What I’m saying is that the reality is more stark. We have gone so far over to the international, globalist, bent over backward (and forward too) for people who generally 1) don’t appreciate it, or in some cases don’t want our help and; 2) aren’t considerate at all of us. And we don’t expect it. Shouldn’t the latter have changed if it was going to change?
What I am also saying is that it was never started out this way. Now I do hear critics of America’s every policy about a big footprint of US imperialism. I don’t agree with much of their emphasis but there is something to this one sided, lopsided, foreign policy (if that is what it is). The problem is it is not just in foreign policy but in domestic policy too, that we are influenced by their concerns.
No, I don’t buy the America is the big bully and aggressor argument. We bend over trying to make our policy based on their whims and desires, for or about us. We have to stop empowering those who never had our best interests. You know the Obama lesson on being an appeaser or slave to our enemies, empowering them and weakening ourselves.
However, we never see any signs of this consideration returned from abroad. They only have their hand out to receive not respond in kind.

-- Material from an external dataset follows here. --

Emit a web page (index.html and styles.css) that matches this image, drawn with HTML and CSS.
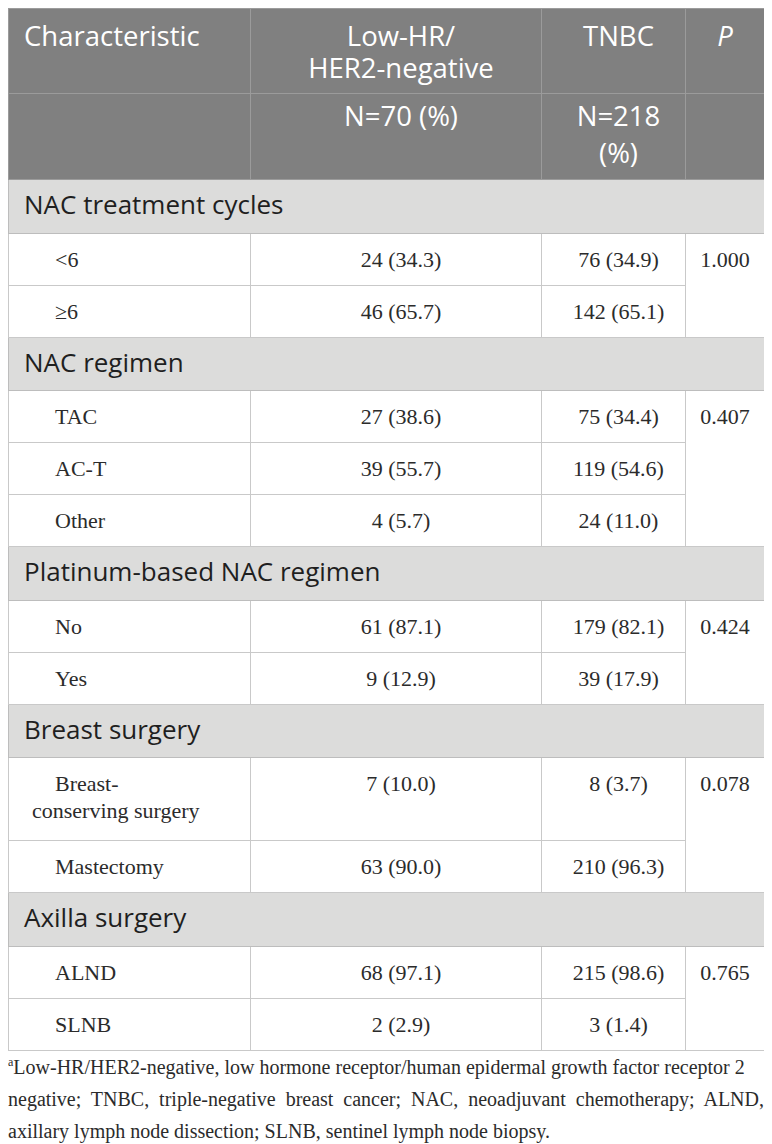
FILE: index.html
```html
<!DOCTYPE html>
<html lang="en">
<head>
<meta charset="utf-8">
<title>Table</title>
<link rel="stylesheet" href="styles.css">
</head>
<body>
<table class="tbl">
  <colgroup>
    <col class="c1"><col class="c2"><col class="c3"><col class="c4">
  </colgroup>
  <thead>
    <tr class="h1">
      <th class="hl">Characteristic</th>
      <th>Low-HR/<br>HER2-negative</th>
      <th>TNBC</th>
      <th class="hp"><i>P</i></th>
    </tr>
    <tr class="h2">
      <th class="hl"></th>
      <th>N=70 (%)</th>
      <th>N=218<br>(%)</th>
      <th class="hp"></th>
    </tr>
  </thead>
  <tbody>
    <tr class="sec"><td colspan="4">NAC treatment cycles</td></tr>
    <tr><td class="lab">&lt;6</td><td>24 (34.3)</td><td>76 (34.9)</td><td class="p" rowspan="2">1.000</td></tr>
    <tr><td class="lab">≥6</td><td>46 (65.7)</td><td>142 (65.1)</td></tr>

    <tr class="sec"><td colspan="4">NAC regimen</td></tr>
    <tr><td class="lab">TAC</td><td>27 (38.6)</td><td>75 (34.4)</td><td class="p" rowspan="3">0.407</td></tr>
    <tr><td class="lab">AC-T</td><td>39 (55.7)</td><td>119 (54.6)</td></tr>
    <tr><td class="lab">Other</td><td>4 (5.7)</td><td>24 (11.0)</td></tr>

    <tr class="sec"><td colspan="4">Platinum-based NAC regimen</td></tr>
    <tr><td class="lab">No</td><td>61 (87.1)</td><td>179 (82.1)</td><td class="p" rowspan="2">0.424</td></tr>
    <tr><td class="lab">Yes</td><td>9 (12.9)</td><td>39 (17.9)</td></tr>

    <tr class="sec"><td colspan="4">Breast surgery</td></tr>
    <tr class="tall"><td class="lab">Breast-<br>conserving surgery</td><td>7 (10.0)</td><td>8 (3.7)</td><td class="p" rowspan="2">0.078</td></tr>
    <tr><td class="lab">Mastectomy</td><td>63 (90.0)</td><td>210 (96.3)</td></tr>

    <tr class="sec"><td colspan="4">Axilla surgery</td></tr>
    <tr><td class="lab">ALND</td><td>68 (97.1)</td><td>215 (98.6)</td><td class="p" rowspan="2">0.765</td></tr>
    <tr><td class="lab">SLNB</td><td>2 (2.9)</td><td>3 (1.4)</td></tr>
  </tbody>
</table>
<p class="note"><sup>a</sup>Low-HR/HER2-negative, low hormone receptor/human epidermal growth factor receptor 2<br>negative; TNBC, triple-negative breast cancer; NAC, neoadjuvant chemotherapy; ALND, axillary lymph node dissection; SLNB, sentinel lymph node biopsy.</p>
</body>
</html>
```

FILE: styles.css
```css
body {
  margin: 8px;
  background: #ffffff;
}

.tbl {
  width: 756px;
  border-collapse: collapse;
  table-layout: fixed;
  border: 1px solid #b9b9b9;
}

.c1 { width: 242px; }
.c2 { width: 291px; }
.c3 { width: 144px; }
.c4 { width: 79px; }

.tbl th {
  background: #808080;
  color: #ffffff;
  font-family: "Open Sans", "DejaVu Sans", sans-serif;
  font-weight: 400;
  font-size: 27.5px;
  text-align: center;
  vertical-align: top;
  border: 1px solid #9b9b9b;
  padding: 11px 4px 9px 14px;
  line-height: 32px;
}

.tbl th.hl {
  text-align: left;
  padding-left: 15px;
}

.tbl th.hp {
  padding-left: 4px;
}

.tbl th i {
  font-style: italic;
}

.tbl .h2 th {
  padding-top: 3px;
  padding-bottom: 8px;
  line-height: 37px;
}

.tbl td {
  font-family: "Liberation Serif", "Times New Roman", serif;
  font-size: 22px;
  line-height: 27px;
  color: #2b2b2b;
  background: #ffffff;
  border: 1px solid #c9c9c9;
  padding: 12px 4px 12px 14px;
  text-align: center;
  vertical-align: top;
}

.tbl td.lab {
  text-align: left;
  padding-left: 23px;
  text-indent: 23px;
}

.tbl .tall td {
  padding-bottom: 16px;
}

.tbl td.p {
  padding-left: 4px;
  padding-right: 4px;
}

.tbl .sec td {
  background: #dcdcdb;
  font-family: "Open Sans", "DejaVu Sans", sans-serif;
  font-size: 26px;
  line-height: 30px;
  color: #1f1f1f;
  text-align: left;
  padding: 9px 15px 13.6px 15px;
  border-color: #bdbdbd;
}

.note {
  margin: 0;
  font-family: "Liberation Serif", "Times New Roman", serif;
  font-size: 20px;
  line-height: 32px;
  color: #2b2b2b;
  text-align: justify;
}

.note sup {
  font-size: 12px;
  line-height: 0;
  vertical-align: 8px;
}
```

This is not a case for protectionism or “isolationism”. But the affect may be protectionist.
I’m not sure what an official policy of apathy would look like or what it would do. But I dang sure know what our default doctrine has left us with. What did we get?
I wouldn’t mind being accused of it from across the globe. I might consider it a compliment. And maybe they would stop dishing out their helpful advice to us, too? Incidentally, applying some indifferent apathy to our friends and allies might also decrease the popular use of it in our election process. Apathy gets a pretty bad rap.
Whether consciously or not, we haven’t been making decisions on our own merits for our interests. They’ve been parsed down to p/c and sensitivities about what others think. Others have become proxies in our decisions. We could be a little apathetic, even rude.
Or in other words: quite frankly, my dear, I don’t give a damn!